Dokumen ini secara otentik merekam perjalanan 50 tahun Sunan Gunung Jati hingga saat Raja Panjunan wafat terlebih dahulu. Versi dari naskah ini pun ada lima macam, dari yang ditemukan oleh Ahmad Baso di Belanda, Paris, hingga koleksi dari Perpustakaan Nasional Republik Indonesia.

"Penting bagi kita untuk menengok korpus sejarah yang tepat, sehingga kita bisa memahami Sunan Gunung Jati sebagai manusia yang hidup di tengah-tengah masyarakat, bukan hanya mitos atau kisah-kisah irasional yang pada hari ini lebih sering diceritakan dari mulut ke mulut. Hal ini perlu dilakukan agar tidak terjadi distorsi sejarah," ungkap Ahmad Baso.

Diskursus penting yang dibangun oleh para wali terdahulu, termasuk Sunan Gunung Jati, ialah membangun kesadaran serta kebanggaan sebagai warga Nusantara tersebut. Meskipun mereka lahir di belahan bumi Arab dan Timur Tengah, namun ketika mereka ditanya atau memperkenalkan diri dalam kitab-kitab yang ditulisnya, para wali songo lebih suka menyatakan diri berasal dari tanah Jawi (sebutan untuk Nusantara pada masa tersebut).

Suluh Nusantara Raja-Wali Sunan Gunung Jati

Bagi Ahmad Baso, hal ini tentu sangat menakjubkan. Jika seorang politisi atau raja yang berbicara tentang wawasan kebangsaan, itu sudah biasa. Namun, jika yang membicarakan hal ini para wali, tentu saja itu merupakan hal yang luar biasa. Terlebih hal ini disyiarkan secara luas kepada masyarakat.

Akan tetapi, itu semua tidak hadir begitu saja. Ia lahir dari pergumulan intens akan khazanah keilmuan agama yang tidak hanya berbicara tentang dimensi lahir, melainkan juga lebih jauh menyentuh dimensi batin yang kelak disebut dengan ilmu rasa.

Pengolahan rasa inilah yang membawa kesadaran dalam diri Sunan Gunung Jati untuk mengajak setiap orang menginternalisasinya ke dalam bentuk kecintaan terhadap bangsa negara. Selain itu, dengan penghayatan ilmu rasa ini juga ia mendorong setiap orang agar beragama yang membuat orang merasa nyaman, tenteram, dan selamat, tanpa caci maki.
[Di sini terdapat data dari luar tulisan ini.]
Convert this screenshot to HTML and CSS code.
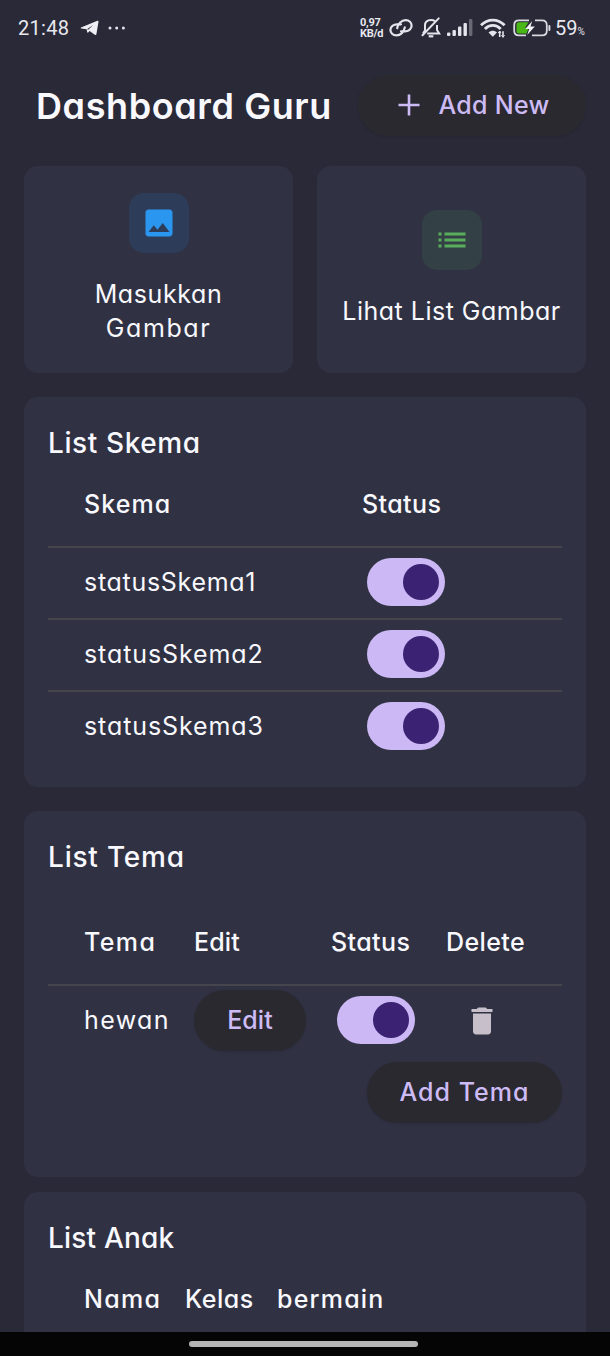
FILE: index.html
```html
<!DOCTYPE html>
<html lang="id">
<head>
<meta charset="utf-8">
<title>Dashboard Guru</title>
<link rel="stylesheet" href="styles.css">
</head>
<body>
<div class="screen">
  <header class="statusbar">
    <span class="clock">21:48</span>
    <svg class="telegram" width="20" height="16" viewBox="0 0 20 16"><path d="M1 7.6 L17.4 .7 Q18.7 .4 18.5 1.7 L16.4 14.3 Q16 15.6 14.8 14.8 L9.6 11.1 L8.2 12.5 Q7.4 13 7.2 12 L6.6 9.2 L1.1 8.5 Q.2 8 1 7.6Z" fill="#eeeef4"/><path d="M6.9 9.3 L13.2 5 L8.5 9.6" fill="#292937"/></svg>
    <svg class="dots" width="18" height="4" viewBox="0 0 18 4" fill="#e4e4ec"><circle cx="2" cy="2" r="1.5"/><circle cx="8.7" cy="2" r="1.5"/><circle cx="15.4" cy="2" r="1.5"/></svg>
    <span class="spacer"></span>
    <span class="speed"><span>0,97</span><span>KB/d</span></span>
    <svg class="link" width="24" height="20" viewBox="0 0 24 20" fill="none" stroke="#e4e4ec" stroke-width="2.2" stroke-linecap="round"><path d="M15.8 9.4C15 13.9 11.5 17.4 7.5 17.4C3.7 17.4 1.4 15 1.4 11.8C1.4 8.4 4.6 6.3 8 6.3H12"/><path d="M8.2 10.2C9 5.7 12.5 2.2 16.5 2.2C20.3 2.2 22.6 4.6 22.6 7.8C22.6 11.2 19.4 13.3 16 13.3H12"/></svg>
    <svg class="bell" width="20" height="22" viewBox="0 0 20 22" fill="none" stroke="#e4e4ec" stroke-width="2"><path d="M4 15 V8.6C4 5 6.4 3 10 3C11.6 3 13 3.4 14 4.2M16 8V13L18.2 16.6H6.2M4.2 13L2 16.6"/><path d="M17.7 1.4L1.5 18.2" stroke-linecap="round"/><path d="M7.7 19.3H12.3" stroke-width="2.2"/></svg>
    <svg class="signal" width="27" height="18" viewBox="0 0 27 18" fill="#e4e4ec"><rect x="0" y="13.5" width="3.4" height="3.5" rx="1"/><rect x="5.5" y="11" width="3.4" height="6" rx="1"/><rect x="11" y="7.5" width="3.4" height="9.5" rx="1"/><rect x="16.5" y="4" width="3.4" height="13" rx="1"/><rect x="22" y="0" width="3.4" height="17" rx="1" fill="#696975"/></svg>
    <svg class="wifi" width="26" height="20" viewBox="0 0 26 20" fill="none" stroke="#e4e4ec" stroke-width="2.8"><path d="M1 7.2C7.6.3 18 .3 24.6 7.2"/><path d="M4.9 11C9.4 6.2 16.2 6.2 20.7 11"/><path d="M8.5 14.5C11 12 14.6 12 17 14.5L12.8 18.8Z" fill="#e4e4ec" stroke="none"/><path d="M19.7 13.3V19M23 13.3V19" stroke-width="1.6"/><path d="M18.2 15L19.7 13L21 15M21.5 17.2L23 19.4L24.5 17.2" stroke-width="1"/></svg>
    <svg class="battery" width="38" height="18" viewBox="0 0 38 18"><path d="M6 3.2H15.5L12 9H15.6L13.5 14.5H6Q3.5 14.5 3.5 12V5.7Q3.5 3.2 6 3.2Z" fill="#49b817"/><path d="M16 1.3H6Q1.2 1.3 1.2 6V11.7Q1.2 16.4 6 16.4H13M22 1.3H29Q33.8 1.3 33.8 6V11.7Q33.8 16.4 29 16.4H19" fill="none" stroke="#d8d8e0" stroke-width="1.8"/><path d="M19.2 2L12.3 10H16.2L14.2 16L21.8 7.5H17.5Z" fill="#f1f1f4"/><rect x="35.4" y="6" width="2" height="6" rx="1" fill="#d8d8e0"/></svg>
    <span class="percent">59<small>%</small></span>
  </header>

  <main class="content">
    <div class="heading">
      <h1>Dashboard Guru</h1>
      <button class="pill pill-new"><svg width="22" height="22" viewBox="0 0 22 22" stroke="#cdbbf5" stroke-width="2.6"><path d="M11 .5V21.5M.5 11H21.5"/></svg><span>Add New</span></button>
    </div>

    <section class="tiles">
      <div class="card tile">
        <span class="badge blue"><svg width="36" height="36" viewBox="0 0 24 24" fill="#2b96f0"><path d="M21 19V5c0-1.1-.9-2-2-2H5c-1.1 0-2 .9-2 2v14c0 1.1.9 2 2 2h14c1.1 0 2-.9 2-2zM8.5 13.5l2.5 3.01L14.5 12l4.5 6H5l3.5-4.5z"/></svg></span>
        <span class="tile-label"><span class="l1">Masukkan</span><br><span class="l2">Gambar</span></span>
      </div>
      <div class="card tile">
        <span class="badge green"><svg width="36" height="36" viewBox="0 0 24 24" fill="#58ad5d"><path d="M3 13h2v-2H3v2zm0 4h2v-2H3v2zm0-8h2V7H3v2zm4 4h14v-2H7v2zm0 4h14v-2H7v2zM7 7v2h14V7H7z"/></svg></span>
        <span class="tile-label l3">Lihat List Gambar</span>
      </div>
    </section>

    <section class="card panel skema">
      <h2>List Skema</h2>
      <div class="row head"><span class="s-skema">Skema</span><span class="status">Status</span></div>
      <div class="row"><span class="name first">statusSkema1</span><i class="switch"></i></div>
      <div class="row"><span class="name">statusSkema2</span><i class="switch"></i></div>
      <div class="row"><span class="name">statusSkema3</span><i class="switch"></i></div>
    </section>

    <section class="card panel tema">
      <h2>List Tema</h2>
      <div class="row head"><span class="t-tema">Tema</span><span class="t-edit">Edit</span><span class="status">Status</span><span class="t-delete">Delete</span></div>
      <div class="row"><span class="t-hewan">hewan</span><button class="pill pill-edit"><span>Edit</span></button><i class="switch"></i>
        <svg class="trash" width="36" height="36" viewBox="0 0 24 24" fill="#c7c0ca"><path d="M6 19c0 1.1.9 2 2 2h8c1.1 0 2-.9 2-2V7H6v12zM19 4h-3.5l-1-1h-5l-1 1H5v2h14V4z"/></svg>
      </div>
      <button class="pill pill-tema"><span>Add Tema</span></button>
    </section>

    <section class="card panel anak">
      <h2>List Anak</h2>
      <div class="row head"><span class="a-nama">Nama</span><span class="a-kelas">Kelas</span><span class="a-bermain">bermain</span></div>
    </section>
  </main>
  <footer class="navbar"><span></span></footer>
</div>
</body>
</html>
```
FILE: styles.css
```css
* { box-sizing: border-box; }
body {
  margin: 0;
  background: #292937;
  color: #f8f8fd;
  font-family: Inter, "Open Sans", sans-serif;
  font-feature-settings: "cv11" 1;
}
.screen { width: 610px; height: 1356px; overflow: hidden; display: flex; flex-direction: column; }
.screen svg { display: block; flex: none; }

.statusbar { height: 56px; flex: none; display: flex; align-items: center; padding: 0 24px 0 18px; font-family: Roboto, sans-serif; color: #e8e8f0; }
.clock { font-size: 20px; width: 62px; letter-spacing: .3px; }
.dots { margin-left: 8px; }
.spacer { flex: 1; }
.speed { display: flex; flex-direction: column; width: 27px; font-size: 11px; line-height: 11px; font-weight: 700; letter-spacing: -.3px; margin-right: 3px; }
.link { margin-right: 3px; margin-left: -1px; }
.bell { margin-left: 5px; }
.signal { margin-left: 6px; }
.wifi { margin-left: 6px; }
.battery { margin-left: 7px; }
.percent { font-size: 20px; margin-left: 4px; width: 31px; white-space: nowrap; }
.percent small { font-size: 10px; }

.content { flex: 1; min-height: 0; overflow: hidden; padding: 18px 24px 0; display: flex; flex-direction: column; }
.heading { height: 62px; flex: none; display: flex; align-items: center; justify-content: space-between; padding-left: 12px; margin-bottom: 29.5px; }
h1 { margin: 0; font-size: 36px; font-weight: 600; line-height: 52px; letter-spacing: .6px; padding-top: 1px; white-space: nowrap; }
.pill { border: 0; padding: 0 0 1px; height: 61px; border-radius: 31px; background: #2b2930; color: #cdbbf5; font: 500 25px Inter, sans-serif; font-feature-settings: "cv11" 1; display: flex; align-items: center; justify-content: center; white-space: nowrap; flex: none; box-shadow: 0 1px 2px #20202b55; }
.pill-new { width: 228px; gap: 18px; padding-left: 4px; letter-spacing: .3px; }

.card { background: #303244; border-radius: 14px; flex: none; }
.tiles { display: grid; grid-template-columns: 1fr 1fr; gap: 24px; height: 207px; flex: none; margin-bottom: 24px; }
.tile { display: flex; flex-direction: column; align-items: center; justify-content: center; gap: 24px; }
.badge { width: 60px; height: 60px; border-radius: 15px; display: grid; place-items: center; }
.blue { background: #2d3d59; }
.green { background: #334146; }
.tile-label { font-size: 25px; line-height: 34.5px; text-align: center; white-space: nowrap; }
.l1 { letter-spacing: .6px; }
.l2 { letter-spacing: 1.6px; }
.l3 { letter-spacing: .5px; }

.panel { padding: 24px; }
.panel h2 { margin: 0; height: 41px; line-height: 44px; font-size: 28px; font-weight: 500; letter-spacing: .6px; }
.panel.tema h2 { letter-spacing: .8px; }
.panel.anak h2 { letter-spacing: .2px; }
.skema { height: 390px; margin-bottom: 24px; }
.tema { height: 366px; margin-bottom: 15px; display: flex; flex-direction: column; }
.anak { height: 300px; }
.row { display: grid; align-items: center; height: 72px; padding-left: 36px; font-size: 25px; flex: none; white-space: nowrap; border-top: 2px solid #45454e; }
.row > span { padding-bottom: 2px; }
.row.head { height: 84px; font-weight: 500; border-top: 0; }
.row.head > span { padding-bottom: 0; }
.skema .row { grid-template-columns: 278px 1fr; }
.skema .switch { margin-left: 5px; }
.s-skema { letter-spacing: 1.1px; }
.status { letter-spacing: .4px; }
.name { letter-spacing: .9px; }
.name.first { letter-spacing: .7px; }
.tema .row { grid-template-columns: 110px 137px 115px 1fr; }
.tema .head { margin-top: 24px; }
.tema .switch { margin-left: 6px; }
.t-tema { letter-spacing: 1.4px; }
.t-edit { letter-spacing: .1px; }
.t-delete { letter-spacing: .4px; }
.t-hewan { letter-spacing: 1.4px; }
.anak .row { grid-template-columns: 101px 92px 1fr; }
.a-nama { letter-spacing: 1.3px; }
.a-kelas { letter-spacing: .5px; }
.a-bermain { letter-spacing: 1.2px; }
.switch { display: flex; justify-content: flex-end; align-items: center; width: 78px; height: 48px; margin-bottom: 1px; padding-right: 6px; border-radius: 24px; background: #cbb8f5; }
.switch::after { content: ""; width: 36px; height: 36px; border-radius: 50%; background: #3b2272; }
.pill-edit { width: 112px; letter-spacing: .1px; }
.trash { margin-left: 18px; }
.pill-tema { width: 195px; align-self: flex-end; margin-top: 6px; letter-spacing: 1px; }

.navbar { height: 24px; flex: none; background: #050506; display: flex; align-items: center; justify-content: center; }
.navbar span { width: 229px; height: 6px; border-radius: 3px; background: #b5b5b5; margin-right: 3px; }
```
Suluh Nusantara Raja-Wali Sunan Gunung Jati

Warisan lain Sunan Gunung Jati yang penting diketengahkan ialah posisinya sebagai figur yang mencetuskan pertama kali dari narasi Indonesia Raya. Menurut Ahmad Baso, sejak dulu Sunan Gunung Jati sudah mengimbau agar setiap manusia bisa sadar untuk membangunkan jiwa dan badannya.

Lebih lanjut, pemikiran Sunan Gunung Jati yang juga penting dan bahkan bisa dibilang canggih pada zamannya ialah konsep politik yang berkepribadian dalam bidang tata negara. Dalam bangunan pemikirannya, terdapat empat pilar (saka papat) dalam bernegara yang harus dipenuhi, yakni adanya wali, ratu, qadhi, dan, mokmin.

Suluh Nusantara Raja-Wali Sunan Gunung Jati

Jika diterjemahkan ke dalam peta politik hari ini, maka keempat komponen yang dicetuskan oleh Sunan Gunung Jati sebenarnya merupakan representasi dari eksekutif, yudikatif, legislatif, dan bahkan sudah menyinggung soal masyarakat sipil (civil society). Tujuan dari bernegara ialah untuk menciptakan sistem yang adil, terlepas apakah instrumen untuk mewujudkan keadilan tersebut berasal dari khazanah kepustakaan Islam atau tidak.